Volodymyr Zelenskyy mengkritik kehadiran militer Rusia di sepanjang perbatasan. Jumlahnya tidak main-main hampir mencapai 200 ribu prajurit. Belum lagi dihitung dengan alat perang canggih Rusia.
Sebelumnya redaksi sudah mengulas kekuatan militer Rusia yang sudah disiapkan untuk melakukan invansi ke Ukraina. Anda bisa membacanya dalam artikel 'Cara Militer Rusia Kepung Ukraina, Siapkan Pasukan Elite dan Heli Serbu'.
"Para pemimpin Anda menyetujui mereka untuk melangkah maju, ke wilayah negara lain. Dan langkah ini bisa menjadi awal dari perang besar di benua Eropa," kata Volodymyr Zelenskyy seperti dikutip dari Al Jazeera, Rabu 24 Februari.
Volodymyr Zelenskyy menegaskan, perang bukanlah yang mereka cari. Apapun itu namanya, perang Dingin, perang panas hingga perang hibrida.
Namun dia bilang bukan berarti Ukraina akan diam saja jika diserang. Jika ada yang coba mengambil wilayah, kebebasan, kehidupan dan kebahagiaan warga Ukraina, Volodymyr Zelenskyy janji tidak tinggal diam.
"Kita akan membela diri. Bukan menyerang, tapi membela diri. Dan ketika Anda akan menyerang kami, Anda akan melihat wajah kami, bukan punggung kami, tetapi wajah kami," tegas dia.
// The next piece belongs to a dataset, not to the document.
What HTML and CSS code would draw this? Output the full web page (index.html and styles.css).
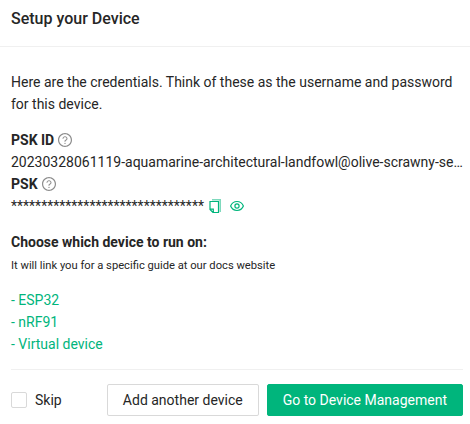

Bagi Zelenskyy, perang adalah bencana besar dan akan dibayar mahal. Perang akan membuat orang kehilangan uang, reputasi, kualitas hidup, hingga kebebasan.
BACA JUGA:
Kepanikan warga Ukraina
Ledakan hingga sirene yang terus bergaung di penjuru kota, sudah cukup untuk membuat warga Ukraina dilanda kepanikan luar biasa. Laporan dari Al Jazeera di Mariupol, Ukraina timur, ada antrian besar di mesin ATM dan pompa bensin karena orang takut listrik dan internet padam.
Belum lagi situasi di dalam kereta menuju Kramatorsk di Ukraina timur ketika berita tentang invasi Rusia pecah.
"Semua orang panik ... ada seorang lelaki tua bertanya apa yang sedang terjadi dan pramugari mengatakan kepadanya 'perang baru saja dimulai'," kata Cincurova.
“Ada penumpang lain, seorang wanita tua yang putranya menjadi tentara, yang mulai menangis. Orang lain saling mendoakan semoga sukses … dan ada diskusi besar tentang apakah kita semua harus turun di desa berikutnya,” tambahnya.
“Beberapa orang memutuskan untuk pergi ke timur untuk bertemu dengan keluarga mereka, tetapi yang lain turun.”